Setelah itu pulang kerumah sambil berharap ada WA atau telephone asing yang masuk dan isinya adalah jadwal interview untuk memulai tahapan meraih cita-cita sebagai pegawai pabrik. setelah selesai interview kembali berharap-harap cemas menunggu panggilan dari HRD untuk mulai datang bekerja dihari yang sudah di tentukan.
Itu tentunya adalah harapan semua orang, namun kekecewaan akan muncul ketika kita ketahui bahwa pabrik-pabrik di seluruh indonesia mereka lebih banyak menyerap tenaga kerja wanita dibandingkan dengan tenaga kerja laki-laki dan hal ini membuat gejolak sosial, dimana wanita bekerja sedangkan laki-laki jadi pengangguran. Sedangkan yang harus menanggung beban hidup rumah tangga dan keluarga adalah laki-laki bukan wanita.
Saya pernah berdialog dengan beberapa pengusaha pabrik di Jawa Barat juga HRD mereka, ketika masih aktif bergabung di salah satu perusahaan pelatihan SDM paling besar di Indonesia yaitu ESQ Leadership center pimpinan DR.HC Ary Ginanjar Agustian.
Rata-rata perusahaan yang memproduksi barang-barang yang tidak terlalu memerlukan kecerdasan tingkat tinggi dan juga tenaga yang ektra, mereka akan lebih senang apabila dapat mempekerjakan wanita, karena wanita lebih mudah diatur dan paling penting tidak akan terjadi demo yang besar dan beresiko terhadap keselamatan management perusahaan ketika hari buruh dan akhir tahun karena menuntut kenaikan gajih karyawan.
Peran serta pemerintah juga tentu sangat diperlukan dalam menanggulangi hal ini, dengan mengeluarkan regulasi-regulasi khusus, dimana beberapa pekerja di pabrik atau perusahaan di Cianjur wajib menerima 60% laki-laki dan tentunya laki-laki ini harus memiliki kriterasi khusus yang dibutuhkan oleh perusahaan.

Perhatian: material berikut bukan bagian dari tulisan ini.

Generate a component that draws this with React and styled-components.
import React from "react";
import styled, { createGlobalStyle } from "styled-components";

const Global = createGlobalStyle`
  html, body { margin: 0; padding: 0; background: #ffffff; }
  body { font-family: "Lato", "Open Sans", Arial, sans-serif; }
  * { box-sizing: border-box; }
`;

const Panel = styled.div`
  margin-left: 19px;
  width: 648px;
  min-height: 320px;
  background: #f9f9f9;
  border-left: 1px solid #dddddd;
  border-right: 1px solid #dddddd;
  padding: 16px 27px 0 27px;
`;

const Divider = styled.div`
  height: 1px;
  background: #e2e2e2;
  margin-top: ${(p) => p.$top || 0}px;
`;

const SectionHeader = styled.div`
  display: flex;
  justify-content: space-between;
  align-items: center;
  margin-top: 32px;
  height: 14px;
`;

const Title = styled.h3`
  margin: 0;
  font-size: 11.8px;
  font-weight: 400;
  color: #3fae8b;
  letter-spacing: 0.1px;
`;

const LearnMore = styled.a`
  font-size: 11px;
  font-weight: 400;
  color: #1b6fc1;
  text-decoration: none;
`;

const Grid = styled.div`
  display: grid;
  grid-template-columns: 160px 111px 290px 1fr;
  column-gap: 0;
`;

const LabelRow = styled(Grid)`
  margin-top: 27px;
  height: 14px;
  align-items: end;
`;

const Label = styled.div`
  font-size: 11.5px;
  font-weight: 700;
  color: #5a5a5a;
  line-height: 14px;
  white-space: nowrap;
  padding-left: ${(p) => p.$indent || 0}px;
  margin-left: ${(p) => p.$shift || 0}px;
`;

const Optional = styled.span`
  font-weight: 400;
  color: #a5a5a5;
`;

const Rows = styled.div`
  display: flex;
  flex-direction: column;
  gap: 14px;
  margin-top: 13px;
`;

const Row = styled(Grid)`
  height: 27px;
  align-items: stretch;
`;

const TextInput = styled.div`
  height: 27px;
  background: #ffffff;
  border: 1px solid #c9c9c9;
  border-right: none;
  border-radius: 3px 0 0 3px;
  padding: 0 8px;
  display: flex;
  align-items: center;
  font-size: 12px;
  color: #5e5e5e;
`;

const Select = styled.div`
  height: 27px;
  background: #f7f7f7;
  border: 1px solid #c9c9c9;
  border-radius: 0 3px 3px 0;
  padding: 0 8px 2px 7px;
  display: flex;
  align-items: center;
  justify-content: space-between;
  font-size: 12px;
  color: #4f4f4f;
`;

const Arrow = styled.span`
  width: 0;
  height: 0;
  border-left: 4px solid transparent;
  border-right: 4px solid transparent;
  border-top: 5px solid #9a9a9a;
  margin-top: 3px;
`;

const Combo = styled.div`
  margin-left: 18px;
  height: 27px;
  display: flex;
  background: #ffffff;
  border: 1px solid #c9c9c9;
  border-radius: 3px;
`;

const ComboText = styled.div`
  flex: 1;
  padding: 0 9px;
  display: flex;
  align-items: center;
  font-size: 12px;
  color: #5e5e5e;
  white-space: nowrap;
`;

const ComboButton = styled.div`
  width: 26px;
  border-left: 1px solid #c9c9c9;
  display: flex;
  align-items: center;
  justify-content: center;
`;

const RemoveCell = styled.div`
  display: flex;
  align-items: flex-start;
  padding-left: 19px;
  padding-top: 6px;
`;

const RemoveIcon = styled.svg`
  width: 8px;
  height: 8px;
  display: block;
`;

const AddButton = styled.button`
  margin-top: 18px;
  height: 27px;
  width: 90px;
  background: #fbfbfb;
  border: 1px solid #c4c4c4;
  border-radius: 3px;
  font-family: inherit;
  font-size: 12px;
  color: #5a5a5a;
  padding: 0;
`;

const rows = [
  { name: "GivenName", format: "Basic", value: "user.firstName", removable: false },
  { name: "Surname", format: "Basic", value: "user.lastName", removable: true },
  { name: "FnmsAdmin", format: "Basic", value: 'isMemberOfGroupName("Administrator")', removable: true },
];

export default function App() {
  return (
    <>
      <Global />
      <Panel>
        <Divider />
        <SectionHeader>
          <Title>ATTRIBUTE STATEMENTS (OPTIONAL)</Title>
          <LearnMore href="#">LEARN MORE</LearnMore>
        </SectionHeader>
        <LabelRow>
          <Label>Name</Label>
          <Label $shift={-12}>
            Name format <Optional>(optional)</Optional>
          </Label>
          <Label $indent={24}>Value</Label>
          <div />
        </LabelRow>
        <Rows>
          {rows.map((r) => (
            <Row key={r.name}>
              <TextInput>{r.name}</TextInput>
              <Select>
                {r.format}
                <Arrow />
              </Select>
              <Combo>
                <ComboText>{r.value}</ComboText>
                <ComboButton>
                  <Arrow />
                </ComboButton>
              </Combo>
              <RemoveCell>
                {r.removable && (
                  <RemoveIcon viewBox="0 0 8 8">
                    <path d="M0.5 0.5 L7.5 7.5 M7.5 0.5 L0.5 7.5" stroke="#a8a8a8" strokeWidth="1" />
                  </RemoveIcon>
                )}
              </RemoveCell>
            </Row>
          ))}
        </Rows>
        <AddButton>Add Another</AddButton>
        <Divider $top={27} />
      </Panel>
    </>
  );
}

Juga peran serta pemerintah bisa dengan cara membuka BLK-BLK di Kabupaten Cianjur, selain diberikan pendidikan entrepreneurship juga diberikan pendidikan tentang bagaimana seharusnya bekerja, dan juga mental intrapreneurship, agar selain bekerja di perusahaan atau pabrik juga bisa mencari tambahan lain yang halal di tempat lain.